A tragicomédia Woyzeck, provavelmente sua peça mais conhecida, foi levada à cena pela primeira vez a 8 de novembro de 1913, em plena febre expressionista na Alemanha. O centenário de estreia da peça assinala outra data a convidar à releitura de seus textos – além de Woyzeck, Büchner escreveu o drama A morte de Danton e a comédia Leonce e Lena. Produziu ainda o panfleto O mensageiro de Hesse e a novela Lenz, na qual reelaborou passagens da vida de Jakob Lenz (1751-1792), dramaturgo ligado ao movimento Sturm und Drang (Tempestade e Ímpeto), autor com quem Büchner possuía afinidades e que ajudou a salvar do esquecimento.

Há uma linha a relacionar Lenz a Büchner e este aos naturalistas e expressionistas. Essa tendência, socialmente crítica e esteticamente inquieta, viria a ser uma das mais férteis da literatura alemã, alcançando o dramaturgo Bertolt Brecht (1898-1956) e se espraiando por outros idiomas. A história do soldado raso Franz Woyzeck, exemplar nesse contexto, chegou ao Brasil pelas mãos pioneiras de Ziembinski, diretor e ator de Lua de sangue, título usado na montagem – então pouco compreendida – feita no Rio de Janeiro em 1948.

Büchner ligou-se a atividades políticas em seu estado natal, Hesse; seu texto de estreia, O mensageiro de Hesse – primeira mensagem, foi escrito em parceria com o pedagogo Friedrich Weidig e divulgado clandestinamente em 1834. A Alemanha àquela altura não passara por uma revolução, como a França; a renovação industrial, em moldes semelhantes aos da Inglaterra, apenas começava. Ideias revolucionárias contrastavam com a prática autoritária das elites e com a atitude politicamente apática dos mais pobres.

O texto afirma anunciar “a verdade”, “mas aquele que diz a verdade é enforcado”. Ressalta que “a vida dos ‘nobres’ é um longo domingo”, enquanto a dos camponeses não passa de “um longo dia de trabalho”. Os autores contavam, todavia, com a precaução dos leitores, pedindo que estes mantivessem O mensageiro de Hesse longe do alcance das autoridades. Em vão: por medo ou subserviência, alguns entregaram o panfleto à polícia.

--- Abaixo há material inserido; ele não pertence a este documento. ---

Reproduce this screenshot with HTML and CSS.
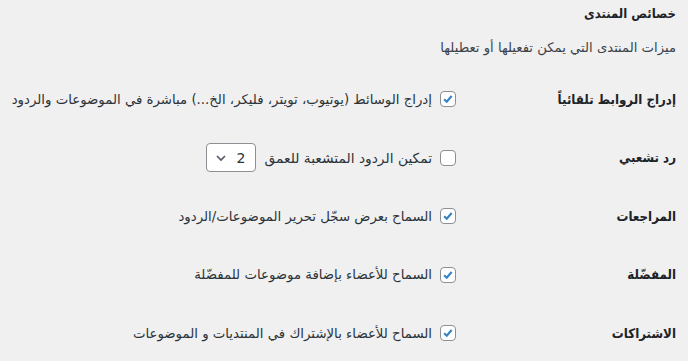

A obra não se limita a reclamar justiça e a exortar ao combate público, mas o faz baseada em dados objetivos, que assinalam o homem de ciência que Büchner também foi. Apresentados os números do que se paga em impostos no estado, Weidig e Büchner denunciam: “Este dinheiro é o dízimo de sangue, que é tomado do corpo do povo. Cerca de 700.000 homens suam, suspiram e passam fome para isso”, numa população que soma, naquele momento, 718.000 pessoas.

Büchner escapa da cadeia por pouco. Em cinco semanas no início de 1835, antes de fugir para a cidade francesa de Estrasburgo, escreve sua primeira peça, A morte de Danton, na qual aborda sem idealizações a Revolução Francesa na fase do Terror, com os rebeldes dos tempos iniciais a lutarem brutalmente, poucos anos depois, uns contra os outros. As execuções se multiplicam, cabeças rolam às dúzias.

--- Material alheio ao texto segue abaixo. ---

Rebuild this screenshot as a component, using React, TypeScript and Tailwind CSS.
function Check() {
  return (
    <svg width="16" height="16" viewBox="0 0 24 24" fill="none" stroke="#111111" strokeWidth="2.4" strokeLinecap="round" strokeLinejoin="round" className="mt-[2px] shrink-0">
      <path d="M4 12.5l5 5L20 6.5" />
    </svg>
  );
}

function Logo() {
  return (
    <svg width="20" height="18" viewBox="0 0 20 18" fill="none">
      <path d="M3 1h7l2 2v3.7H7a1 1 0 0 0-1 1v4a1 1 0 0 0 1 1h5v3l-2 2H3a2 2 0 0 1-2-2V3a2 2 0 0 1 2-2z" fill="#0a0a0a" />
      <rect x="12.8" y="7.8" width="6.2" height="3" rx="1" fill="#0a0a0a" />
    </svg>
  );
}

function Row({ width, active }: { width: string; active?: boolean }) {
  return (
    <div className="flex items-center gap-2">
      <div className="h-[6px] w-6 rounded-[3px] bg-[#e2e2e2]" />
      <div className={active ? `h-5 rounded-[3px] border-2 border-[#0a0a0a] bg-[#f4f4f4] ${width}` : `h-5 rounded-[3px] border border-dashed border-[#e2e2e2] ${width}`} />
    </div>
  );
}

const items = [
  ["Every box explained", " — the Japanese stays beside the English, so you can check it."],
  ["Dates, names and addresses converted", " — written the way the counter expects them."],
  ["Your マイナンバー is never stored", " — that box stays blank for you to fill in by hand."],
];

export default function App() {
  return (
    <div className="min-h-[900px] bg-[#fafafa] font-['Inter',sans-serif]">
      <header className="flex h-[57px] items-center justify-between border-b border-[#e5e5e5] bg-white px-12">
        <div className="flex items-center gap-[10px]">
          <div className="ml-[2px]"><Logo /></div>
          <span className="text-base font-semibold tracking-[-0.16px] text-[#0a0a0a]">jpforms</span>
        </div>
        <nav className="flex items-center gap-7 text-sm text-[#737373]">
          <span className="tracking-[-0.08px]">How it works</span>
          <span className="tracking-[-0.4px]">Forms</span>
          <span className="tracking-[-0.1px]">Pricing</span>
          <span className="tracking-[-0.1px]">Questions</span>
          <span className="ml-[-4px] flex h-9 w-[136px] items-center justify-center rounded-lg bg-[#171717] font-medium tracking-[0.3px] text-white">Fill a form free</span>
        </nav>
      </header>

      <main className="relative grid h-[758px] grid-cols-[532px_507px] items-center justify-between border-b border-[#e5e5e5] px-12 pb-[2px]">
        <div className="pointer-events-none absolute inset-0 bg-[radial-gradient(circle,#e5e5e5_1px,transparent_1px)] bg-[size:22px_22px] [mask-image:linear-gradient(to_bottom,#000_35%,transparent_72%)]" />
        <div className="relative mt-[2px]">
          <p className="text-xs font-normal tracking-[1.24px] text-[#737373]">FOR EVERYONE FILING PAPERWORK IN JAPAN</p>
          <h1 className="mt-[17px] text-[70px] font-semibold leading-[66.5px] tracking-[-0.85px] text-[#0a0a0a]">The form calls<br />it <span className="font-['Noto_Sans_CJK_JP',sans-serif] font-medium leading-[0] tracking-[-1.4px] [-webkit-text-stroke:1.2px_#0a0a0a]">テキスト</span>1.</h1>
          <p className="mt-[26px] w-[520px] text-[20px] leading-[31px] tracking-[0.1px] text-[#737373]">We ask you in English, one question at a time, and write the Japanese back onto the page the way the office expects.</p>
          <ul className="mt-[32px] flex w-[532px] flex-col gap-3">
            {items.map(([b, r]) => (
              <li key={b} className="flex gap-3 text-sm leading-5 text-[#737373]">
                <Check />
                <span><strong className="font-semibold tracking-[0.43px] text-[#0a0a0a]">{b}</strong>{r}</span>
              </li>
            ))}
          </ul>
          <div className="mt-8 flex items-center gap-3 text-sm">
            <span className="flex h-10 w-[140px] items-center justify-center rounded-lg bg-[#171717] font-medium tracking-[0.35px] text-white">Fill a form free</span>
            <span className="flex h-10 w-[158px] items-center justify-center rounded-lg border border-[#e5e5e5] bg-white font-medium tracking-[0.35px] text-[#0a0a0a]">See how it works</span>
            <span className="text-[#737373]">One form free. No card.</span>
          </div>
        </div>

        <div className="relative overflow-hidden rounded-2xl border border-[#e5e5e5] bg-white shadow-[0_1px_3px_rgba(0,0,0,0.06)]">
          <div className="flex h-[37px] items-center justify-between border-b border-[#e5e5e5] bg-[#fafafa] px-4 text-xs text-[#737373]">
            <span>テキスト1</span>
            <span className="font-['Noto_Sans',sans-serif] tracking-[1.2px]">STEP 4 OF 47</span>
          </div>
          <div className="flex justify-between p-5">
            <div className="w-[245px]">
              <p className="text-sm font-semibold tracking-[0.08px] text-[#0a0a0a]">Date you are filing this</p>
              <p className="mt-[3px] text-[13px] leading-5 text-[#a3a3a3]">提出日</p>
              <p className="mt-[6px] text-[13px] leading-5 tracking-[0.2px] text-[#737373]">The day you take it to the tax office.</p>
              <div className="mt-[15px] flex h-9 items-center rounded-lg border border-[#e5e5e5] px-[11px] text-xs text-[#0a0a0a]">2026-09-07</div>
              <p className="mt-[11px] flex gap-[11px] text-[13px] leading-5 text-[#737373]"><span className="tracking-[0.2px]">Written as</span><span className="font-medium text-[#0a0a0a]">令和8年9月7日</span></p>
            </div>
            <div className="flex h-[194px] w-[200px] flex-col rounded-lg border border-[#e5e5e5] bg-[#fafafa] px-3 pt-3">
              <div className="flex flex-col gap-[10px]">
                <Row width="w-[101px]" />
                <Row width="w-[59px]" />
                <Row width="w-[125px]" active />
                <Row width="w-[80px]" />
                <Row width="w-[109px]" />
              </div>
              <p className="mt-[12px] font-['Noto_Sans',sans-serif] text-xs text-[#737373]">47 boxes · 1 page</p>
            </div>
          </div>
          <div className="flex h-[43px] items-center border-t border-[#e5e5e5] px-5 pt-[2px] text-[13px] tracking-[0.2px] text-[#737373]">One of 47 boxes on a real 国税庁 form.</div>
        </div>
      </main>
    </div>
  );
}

A situação contemplada por Büchner opõe “o incorruptível” e paranoico Robespierre, dedicado a salvar a revolução de supostos desvios, ao desencantado e dissoluto Danton, a essa altura exausto da violência na qual os adversários insistem. Questões sociais e metafísicas se enlaçam nesse drama (a que não faltam momentos de humor), assim como nas outras obras de Büchner. A condição de suas criaturas revela-se ao mesmo tempo terrena e transcendente – ainda que transcendência, neste caso, tenha antes a ver com ironia e desalento do que com esperanças de qualquer tipo.

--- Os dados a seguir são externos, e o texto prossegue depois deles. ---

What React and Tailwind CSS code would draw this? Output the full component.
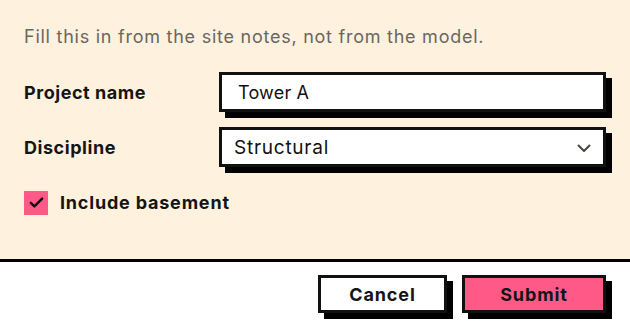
import React from "react";

export default function App() {
  return (
    <div className="w-[630px] h-[336px] bg-white" style={{ fontFamily: "Inter, 'Noto Sans', sans-serif" }}>
      <div className="bg-[#fef2df] px-6 pt-[25px] h-[259px]">
        <p className="text-[18px] leading-6 tracking-[0.75px] text-[#6b6760]">Fill this in from the site notes, not from the model.</p>
        <div className="mt-[23px] flex items-center">
          <label className="w-[195px] text-[18px] font-bold tracking-[0.55px] text-[#151515]">Project name</label>
          <div className="relative w-[387px] h-[40px]">
            <div className="absolute left-[6px] top-[6px] w-full h-full bg-black" />
            <div className="relative h-full bg-white border-[3px] border-[#111] flex items-center pl-4 pt-[1px] text-[18px] tracking-[0.2px] text-[#111]">Tower A</div>
          </div>
        </div>
        <div className="mt-[15px] flex items-center">
          <label className="w-[195px] text-[18px] font-bold tracking-[0.55px] text-[#151515]">Discipline</label>
          <div className="relative w-[387px] h-[40px]">
            <div className="absolute left-[6px] top-[6px] w-full h-full bg-black" />
            <div className="relative h-full bg-white border-[3px] border-[#111] flex items-center justify-between pl-3 pr-[12px] pt-[2px] text-[19px] tracking-[0.75px] text-[#111]">
              <span>Structural</span>
              <svg width="14" height="9" viewBox="0 0 14 9" fill="none" stroke="#4a4540" strokeWidth="2" strokeLinecap="round" strokeLinejoin="round"><path d="M1.5 1.5l5.5 5.5 5.5-5.5" /></svg>
            </div>
          </div>
        </div>
        <div className="mt-[22px] flex items-center gap-3">
          <div className="w-6 h-6 bg-[#ff5a87] flex items-center justify-center">
            <svg width="17" height="17" viewBox="0 0 24 24" fill="none" stroke="#111" strokeWidth="3.5" strokeLinecap="round" strokeLinejoin="round"><path d="M4 12.5l5 5L20 6.5" /></svg>
          </div>
          <span className="text-[18px] font-bold tracking-[0.8px] text-[#151515]">Include basement</span>
        </div>
      </div>
      <div className="h-[3px] bg-black" />
      <div className="flex justify-end gap-[15px] pr-6 pt-[13px]">
        <div className="relative w-[129px] h-[38px]">
          <div className="absolute left-[6px] top-[6px] w-full h-full bg-black" />
          <button className="relative w-full h-full bg-white border-[3px] border-[#111] text-[18px] font-bold tracking-[0.9px] text-[#151515]">Cancel</button>
        </div>
        <div className="relative w-[144px] h-[38px]">
          <div className="absolute left-[6px] top-[6px] w-full h-full bg-black" />
          <button className="relative w-full h-full bg-[#ff5a87] border-[3px] border-[#111] text-[18px] font-bold tracking-[0.9px] text-[#151515]">Submit</button>
        </div>
      </div>
    </div>
  );
}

A estrutura literária na qual se traduzem esses temas tende para o modo épico de compor, que privilegia aspectos sociais, iluminando o contexto em que se dá a trajetória dos indivíduos (embora a forma dramática tradicional, centrada no indivíduo, em parte se conserve aqui). A história apresentada aos solavancos, com laços tênues entre as cenas, busca o efeito de painel, de mosaico, para ressaltar as tendências exteriores, públicas, que ultrapassam a estrita vontade dos personagens e que determinam seu destino. Danton, no centro do quadro, revela-se um herói paradoxal: lúcido e eloquente, mas incapaz de ação efetiva, inclina-se a desistir de todas as lutas, pessoais ou políticas, vistas por ele como inúteis.

Um debate teológico acontece quando o ex-líder e outros revolucionários vencidos pelo grupo de Robespierre se encontram presos, à espera da guilhotina. Discute-se a existência de Deus. O inglês Payne afirma: “Eliminai a imperfeição; somente assim podereis demonstrar Deus”. Ele explica seu ponto de vista: “Pode-se negar o mal, mas não a dor. Somente a razão pode demonstrar Deus; o sentimento se insurge contra isso. Toma nota desta pergunta, Anaxágoras: por que sofro? É essa a cidadela do ateísmo. A mais leve contração de dor, ainda que se produza apenas num átomo, abre na criação uma fenda de alto a baixo”.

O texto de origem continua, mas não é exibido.